Why did Perplexity build a browser instead of just extending its app?

Because the browser is the universal interface through which all computer-mediated work passes. An app-only agent can only act on what the app exposes; a browser agent can act on everything your authenticated sessions expose.

What is OWL and how is ChatGPT Atlas different from Comet architecturally?

OWL (OpenAI Web Layer) is Atlas’s out-of-process control architecture — the agent operates outside the Chromium process. Comet’s internal extension gives it richer DOM access at the cost of detectable artifacts and higher privilege; Atlas reduces the attack surface but limits access to some dynamically rendered content.

Can Comet complete transactions on my behalf without asking me first?

In current commercial deployments, Comet requests confirmation before consequential actions — purchases, form submissions, data changes. For read-only and low-stakes tasks it operates autonomously. You can configure the autonomy level within the product.

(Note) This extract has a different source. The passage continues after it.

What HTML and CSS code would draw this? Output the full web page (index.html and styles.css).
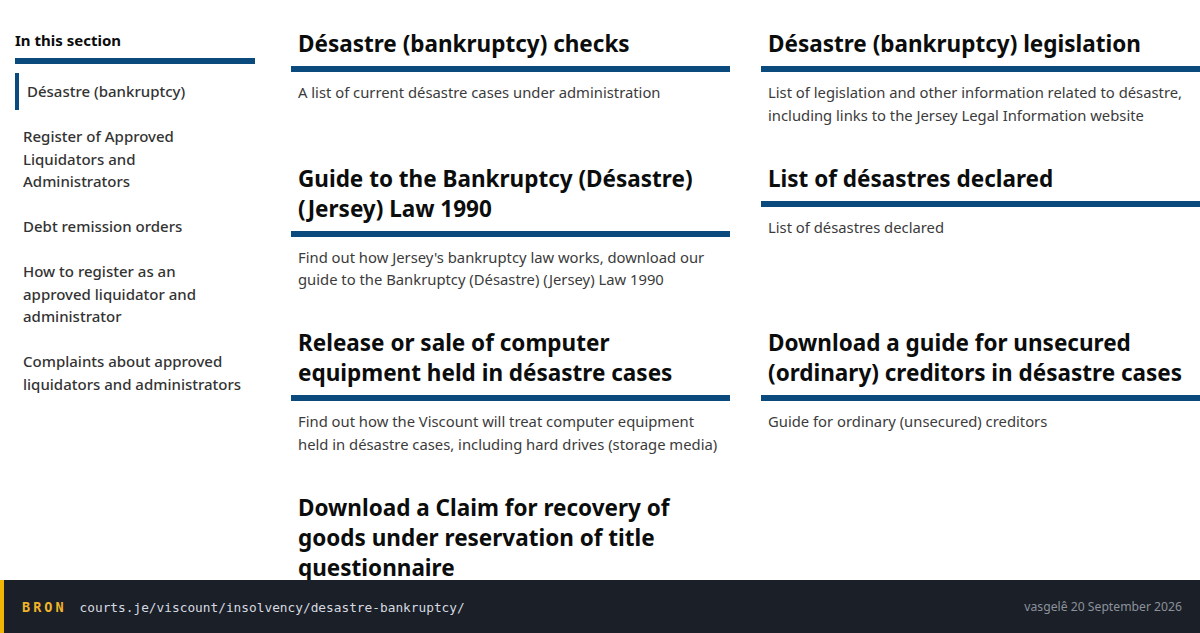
FILE: index.html
```html
<!DOCTYPE html>
<html lang="en">
<head>
<meta charset="utf-8">
<title>Désastre (bankruptcy)</title>
<link rel="stylesheet" href="styles.css">
</head>
<body>
<div class="page">
  <div class="content">
    <aside class="sidebar">
      <h2 class="sidebar-title">In this section</h2>
      <ul class="side-nav">
        <li class="side-item active">Désastre (bankruptcy)</li>
        <li class="side-item">Register of Approved Liquidators and Administrators</li>
        <li class="side-item">Debt remission orders</li>
        <li class="side-item">How to register as an approved liquidator and administrator</li>
        <li class="side-item">Complaints about approved liquidators and administrators</li>
      </ul>
    </aside>
    <main class="cards">
      <section class="card">
        <h3 class="card-title">Désastre (bankruptcy) checks</h3>
        <p class="card-desc">A list of current désastre cases under administration</p>
      </section>
      <section class="card">
        <h3 class="card-title">Désastre (bankruptcy) legislation</h3>
        <p class="card-desc">List of legislation and other information related to désastre, including links to the Jersey Legal Information website</p>
      </section>
      <section class="card">
        <h3 class="card-title">Guide to the Bankruptcy (Désastre) (Jersey) Law 1990</h3>
        <p class="card-desc">Find out how Jersey's bankruptcy law works, download our guide to the Bankruptcy (Désastre) (Jersey) Law 1990</p>
      </section>
      <section class="card">
        <h3 class="card-title">List of désastres declared</h3>
        <p class="card-desc">List of désastres declared</p>
      </section>
      <section class="card">
        <h3 class="card-title">Release or sale of computer equipment held in désastre cases</h3>
        <p class="card-desc">Find out how the Viscount will treat computer equipment held in désastre cases, including hard drives (storage media)</p>
      </section>
      <section class="card">
        <h3 class="card-title">Download a guide for unsecured (ordinary) creditors in désastre cases</h3>
        <p class="card-desc">Guide for ordinary (unsecured) creditors</p>
      </section>
      <section class="card">
        <h3 class="card-title">Download a Claim for recovery of goods under reservation of title questionnaire</h3>
      </section>
    </main>
  </div>
  <footer class="source-bar">
    <div class="source-left">
      <span class="source-label">BRON</span>
      <span class="source-url">courts.je/viscount/insolvency/desastre-bankruptcy/</span>
    </div>
    <span class="source-date">vasgelê 20 September 2026</span>
  </footer>
</div>
</body>
</html>
```

FILE: styles.css
```css
html, body {
  margin: 0;
  padding: 0;
  background: #ffffff;
}

body {
  font-family: "Noto Sans", "Open Sans", sans-serif;
  color: #0b0c0c;
}

.page {
  height: 633px;
  display: flex;
  flex-direction: column;
  overflow: hidden;
}

.content {
  flex: 1;
  min-height: 0;
  overflow: hidden;
  display: flex;
  align-items: flex-start;
  padding: 29px 0 0 15px;
  gap: 36px;
}

/* Sidebar */
.sidebar {
  width: 240px;
  flex: 0 0 240px;
}

.sidebar-title {
  margin: 0;
  font-size: 15px;
  line-height: 22px;
  font-weight: 700;
  color: #0b0c0c;
  padding-bottom: 7px;
  border-bottom: 6px solid #0b4a7c;
}

.side-nav {
  list-style: none;
  margin: 9px 0 0;
  padding: 0;
}

.side-item {
  font-size: 15px;
  line-height: 22.5px;
  font-weight: 500;
  color: #333333;
  padding: 7px 10px 7px 8px;
  margin-top: 8.5px;
}

.side-item.active {
  margin-top: 0;
  border-left: 4px solid #0b4a7c;
}

/* Cards */
.cards {
  flex: 0 0 909px;
  display: grid;
  grid-template-columns: 439px 439px;
  column-gap: 31px;
  row-gap: 37.5px;
  align-items: start;
}

.card-title {
  margin: 0;
  font-size: 22.5px;
  line-height: 30px;
  font-weight: 700;
  color: #0b0c0c;
  padding: 0 7px 7px;
  border-bottom: 6px solid #0b4a7c;
}

.card-desc {
  margin: 9px 0 0;
  padding: 0 7px;
  font-size: 14.8px;
  line-height: 22.5px;
  color: #3b3b3b;
}

/* Footer source bar */
.source-bar {
  flex: 0 0 53px;
  height: 53px;
  box-sizing: border-box;
  background: #1b1f27;
  border-left: 4px solid #f2b705;
  display: flex;
  align-items: center;
  justify-content: space-between;
  padding: 0 18px;
}

.source-left {
  display: flex;
  align-items: baseline;
  gap: 13px;
}

.source-label {
  font-family: "DejaVu Sans Mono", "Liberation Mono", monospace;
  font-weight: 700;
  font-size: 13.5px;
  letter-spacing: 3px;
  color: #f0b429;
}

.source-url {
  font-family: "DejaVu Sans Mono", "Liberation Mono", monospace;
  font-size: 12.8px;
  color: #d6dae0;
}

.source-date {
  font-family: "Noto Sans", "Open Sans", sans-serif;
  font-size: 12.2px;
  color: #8b929c;
}
```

How does Comet’s 48.12% traffic share compare to other agentic browsers?

Human Security’s April 2026 State of Agentic Traffic report puts Comet at 48.12% of tracked agentic web requests, ahead of ChatGPT Atlas (21.33%), Claude Chrome Extension (17.33%), and ChatGPT Agent (8.55%). Despite lower overall traffic, Atlas has approximately 62 times more corporate downloads than Comet.